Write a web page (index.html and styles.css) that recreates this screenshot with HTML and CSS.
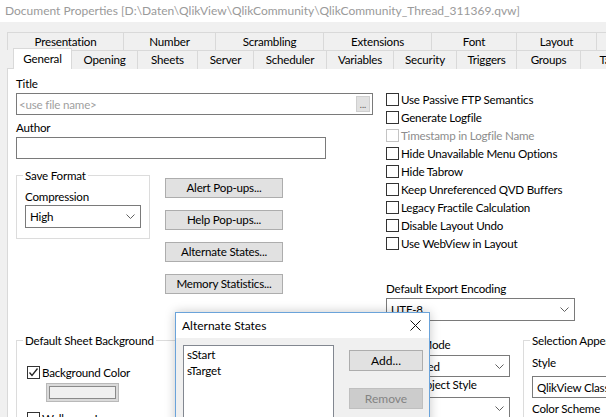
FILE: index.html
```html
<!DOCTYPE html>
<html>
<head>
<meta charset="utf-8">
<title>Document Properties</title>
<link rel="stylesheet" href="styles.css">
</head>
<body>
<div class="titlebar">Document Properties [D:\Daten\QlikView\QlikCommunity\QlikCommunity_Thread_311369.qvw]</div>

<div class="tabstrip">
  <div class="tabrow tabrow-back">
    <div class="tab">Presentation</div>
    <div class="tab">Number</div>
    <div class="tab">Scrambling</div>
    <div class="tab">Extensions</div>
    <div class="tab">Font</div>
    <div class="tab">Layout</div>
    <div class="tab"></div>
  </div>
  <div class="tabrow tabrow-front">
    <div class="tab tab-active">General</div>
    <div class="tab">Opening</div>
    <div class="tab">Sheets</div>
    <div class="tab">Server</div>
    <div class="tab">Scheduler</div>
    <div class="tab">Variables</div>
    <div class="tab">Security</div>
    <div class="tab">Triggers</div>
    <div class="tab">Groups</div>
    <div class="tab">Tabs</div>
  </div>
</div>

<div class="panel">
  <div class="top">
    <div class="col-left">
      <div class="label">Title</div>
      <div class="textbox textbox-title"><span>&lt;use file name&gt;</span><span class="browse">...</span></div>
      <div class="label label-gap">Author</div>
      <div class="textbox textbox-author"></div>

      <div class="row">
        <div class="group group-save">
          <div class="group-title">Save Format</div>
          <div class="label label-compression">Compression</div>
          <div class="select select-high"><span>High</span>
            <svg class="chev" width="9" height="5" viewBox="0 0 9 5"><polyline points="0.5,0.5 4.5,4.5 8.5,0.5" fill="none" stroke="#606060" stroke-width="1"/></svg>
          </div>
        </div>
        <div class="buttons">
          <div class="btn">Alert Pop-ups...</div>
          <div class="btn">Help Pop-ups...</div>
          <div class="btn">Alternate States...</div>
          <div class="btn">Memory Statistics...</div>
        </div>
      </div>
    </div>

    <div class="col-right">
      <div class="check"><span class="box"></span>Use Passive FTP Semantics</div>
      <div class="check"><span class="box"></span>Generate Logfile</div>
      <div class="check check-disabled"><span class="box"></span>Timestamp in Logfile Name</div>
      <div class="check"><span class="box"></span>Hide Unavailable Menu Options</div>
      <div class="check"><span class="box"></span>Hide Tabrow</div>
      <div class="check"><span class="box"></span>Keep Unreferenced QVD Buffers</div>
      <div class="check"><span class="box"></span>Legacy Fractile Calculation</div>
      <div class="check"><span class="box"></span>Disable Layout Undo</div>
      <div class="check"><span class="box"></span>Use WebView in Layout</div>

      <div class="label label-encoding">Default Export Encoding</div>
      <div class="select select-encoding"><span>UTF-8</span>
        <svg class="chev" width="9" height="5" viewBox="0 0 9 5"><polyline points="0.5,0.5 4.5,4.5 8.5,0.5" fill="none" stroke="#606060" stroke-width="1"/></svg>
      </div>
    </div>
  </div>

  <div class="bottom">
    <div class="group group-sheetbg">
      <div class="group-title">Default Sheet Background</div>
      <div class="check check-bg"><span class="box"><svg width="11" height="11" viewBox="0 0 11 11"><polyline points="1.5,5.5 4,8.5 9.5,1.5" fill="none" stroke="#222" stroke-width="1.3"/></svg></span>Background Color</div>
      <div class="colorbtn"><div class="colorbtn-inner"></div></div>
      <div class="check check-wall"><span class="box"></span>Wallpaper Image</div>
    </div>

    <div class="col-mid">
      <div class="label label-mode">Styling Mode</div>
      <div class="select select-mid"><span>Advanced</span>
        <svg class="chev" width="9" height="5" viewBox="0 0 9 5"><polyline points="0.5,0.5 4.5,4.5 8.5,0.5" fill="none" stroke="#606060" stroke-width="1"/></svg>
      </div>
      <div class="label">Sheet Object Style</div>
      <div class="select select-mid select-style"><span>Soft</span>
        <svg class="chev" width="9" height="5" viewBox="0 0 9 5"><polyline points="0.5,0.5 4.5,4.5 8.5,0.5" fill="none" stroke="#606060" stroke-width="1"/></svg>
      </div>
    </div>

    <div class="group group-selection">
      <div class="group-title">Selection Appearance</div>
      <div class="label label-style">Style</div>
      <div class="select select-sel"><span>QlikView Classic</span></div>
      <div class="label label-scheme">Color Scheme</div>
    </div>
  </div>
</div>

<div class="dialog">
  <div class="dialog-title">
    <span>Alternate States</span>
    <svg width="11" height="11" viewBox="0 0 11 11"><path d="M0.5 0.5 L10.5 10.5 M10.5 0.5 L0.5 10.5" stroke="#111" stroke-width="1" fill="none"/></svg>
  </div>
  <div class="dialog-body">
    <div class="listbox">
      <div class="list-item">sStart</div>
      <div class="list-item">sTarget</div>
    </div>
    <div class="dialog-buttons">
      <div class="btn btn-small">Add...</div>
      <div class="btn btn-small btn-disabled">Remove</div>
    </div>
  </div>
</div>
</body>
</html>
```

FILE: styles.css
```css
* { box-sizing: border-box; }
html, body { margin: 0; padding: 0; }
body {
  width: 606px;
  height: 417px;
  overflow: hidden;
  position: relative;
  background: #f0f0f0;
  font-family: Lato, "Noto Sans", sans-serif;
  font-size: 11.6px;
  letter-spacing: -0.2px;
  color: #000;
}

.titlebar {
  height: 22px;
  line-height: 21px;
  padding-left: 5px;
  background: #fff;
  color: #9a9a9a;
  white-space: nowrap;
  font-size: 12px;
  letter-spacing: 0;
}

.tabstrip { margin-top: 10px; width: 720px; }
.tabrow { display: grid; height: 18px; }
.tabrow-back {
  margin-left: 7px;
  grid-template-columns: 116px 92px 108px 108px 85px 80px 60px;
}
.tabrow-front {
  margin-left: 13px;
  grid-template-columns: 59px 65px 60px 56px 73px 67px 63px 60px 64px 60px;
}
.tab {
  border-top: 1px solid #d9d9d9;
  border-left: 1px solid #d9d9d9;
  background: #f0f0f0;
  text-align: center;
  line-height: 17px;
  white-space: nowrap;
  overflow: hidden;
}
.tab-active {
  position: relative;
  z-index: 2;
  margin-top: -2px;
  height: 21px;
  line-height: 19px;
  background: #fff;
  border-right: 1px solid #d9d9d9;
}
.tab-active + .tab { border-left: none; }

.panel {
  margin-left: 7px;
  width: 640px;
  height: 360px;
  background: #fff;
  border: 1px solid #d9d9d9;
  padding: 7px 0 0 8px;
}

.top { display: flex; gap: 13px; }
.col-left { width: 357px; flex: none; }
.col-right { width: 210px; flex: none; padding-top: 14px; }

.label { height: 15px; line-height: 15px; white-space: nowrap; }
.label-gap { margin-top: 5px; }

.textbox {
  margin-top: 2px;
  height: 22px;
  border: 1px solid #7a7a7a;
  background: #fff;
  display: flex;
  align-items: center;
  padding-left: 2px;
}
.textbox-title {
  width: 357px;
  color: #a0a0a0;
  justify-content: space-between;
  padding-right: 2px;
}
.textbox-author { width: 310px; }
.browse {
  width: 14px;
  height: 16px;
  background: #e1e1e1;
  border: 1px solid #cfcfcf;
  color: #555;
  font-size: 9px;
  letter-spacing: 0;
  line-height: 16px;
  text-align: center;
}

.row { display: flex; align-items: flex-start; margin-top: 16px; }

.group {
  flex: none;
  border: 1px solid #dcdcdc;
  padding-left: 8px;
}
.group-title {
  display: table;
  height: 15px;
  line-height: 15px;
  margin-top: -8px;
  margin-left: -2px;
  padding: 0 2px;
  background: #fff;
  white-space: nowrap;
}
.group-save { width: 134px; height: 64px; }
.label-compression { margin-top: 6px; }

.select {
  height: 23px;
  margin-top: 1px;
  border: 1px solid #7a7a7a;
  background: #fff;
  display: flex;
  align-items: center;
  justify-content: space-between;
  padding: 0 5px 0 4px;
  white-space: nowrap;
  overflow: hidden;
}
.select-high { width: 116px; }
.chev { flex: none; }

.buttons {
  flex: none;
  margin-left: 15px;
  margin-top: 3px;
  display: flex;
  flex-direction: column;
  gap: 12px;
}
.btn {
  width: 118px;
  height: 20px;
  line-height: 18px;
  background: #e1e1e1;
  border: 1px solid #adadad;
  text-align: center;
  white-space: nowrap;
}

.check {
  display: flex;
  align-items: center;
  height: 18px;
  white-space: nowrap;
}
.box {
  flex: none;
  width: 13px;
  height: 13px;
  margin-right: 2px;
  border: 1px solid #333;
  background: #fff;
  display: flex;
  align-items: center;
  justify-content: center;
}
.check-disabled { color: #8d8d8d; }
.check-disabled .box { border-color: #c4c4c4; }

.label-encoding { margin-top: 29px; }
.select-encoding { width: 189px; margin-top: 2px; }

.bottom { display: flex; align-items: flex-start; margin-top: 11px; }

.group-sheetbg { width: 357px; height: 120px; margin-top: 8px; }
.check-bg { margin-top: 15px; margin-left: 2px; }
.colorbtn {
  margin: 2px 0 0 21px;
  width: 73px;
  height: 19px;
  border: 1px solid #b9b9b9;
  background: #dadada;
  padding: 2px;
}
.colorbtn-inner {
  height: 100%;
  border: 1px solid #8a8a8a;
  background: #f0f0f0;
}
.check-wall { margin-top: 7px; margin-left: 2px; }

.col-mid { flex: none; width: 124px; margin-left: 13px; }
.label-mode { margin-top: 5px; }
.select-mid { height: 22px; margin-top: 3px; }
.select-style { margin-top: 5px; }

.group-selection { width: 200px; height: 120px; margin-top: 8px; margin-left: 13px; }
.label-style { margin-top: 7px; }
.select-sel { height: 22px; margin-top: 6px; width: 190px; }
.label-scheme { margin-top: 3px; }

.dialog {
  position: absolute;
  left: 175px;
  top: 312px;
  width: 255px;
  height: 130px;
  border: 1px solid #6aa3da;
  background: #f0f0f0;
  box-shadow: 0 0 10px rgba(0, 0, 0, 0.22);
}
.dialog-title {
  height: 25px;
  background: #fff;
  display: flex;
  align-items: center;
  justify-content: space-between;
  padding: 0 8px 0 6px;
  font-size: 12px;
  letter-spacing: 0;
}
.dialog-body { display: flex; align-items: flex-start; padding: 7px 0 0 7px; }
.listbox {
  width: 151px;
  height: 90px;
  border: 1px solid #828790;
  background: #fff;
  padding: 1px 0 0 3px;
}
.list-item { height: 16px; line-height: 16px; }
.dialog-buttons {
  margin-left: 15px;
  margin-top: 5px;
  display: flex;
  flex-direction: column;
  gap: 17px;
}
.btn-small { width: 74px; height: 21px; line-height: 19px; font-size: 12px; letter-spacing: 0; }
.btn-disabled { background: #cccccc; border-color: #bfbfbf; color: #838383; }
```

=-=-=

** Short exercise **
Copy each line above that contains the word "index".

** Exercise solution **
Write a web page (index.html and styles.css) that recreates this screenshot with HTML and CSS.
FILE: index.html
  z-index: 2;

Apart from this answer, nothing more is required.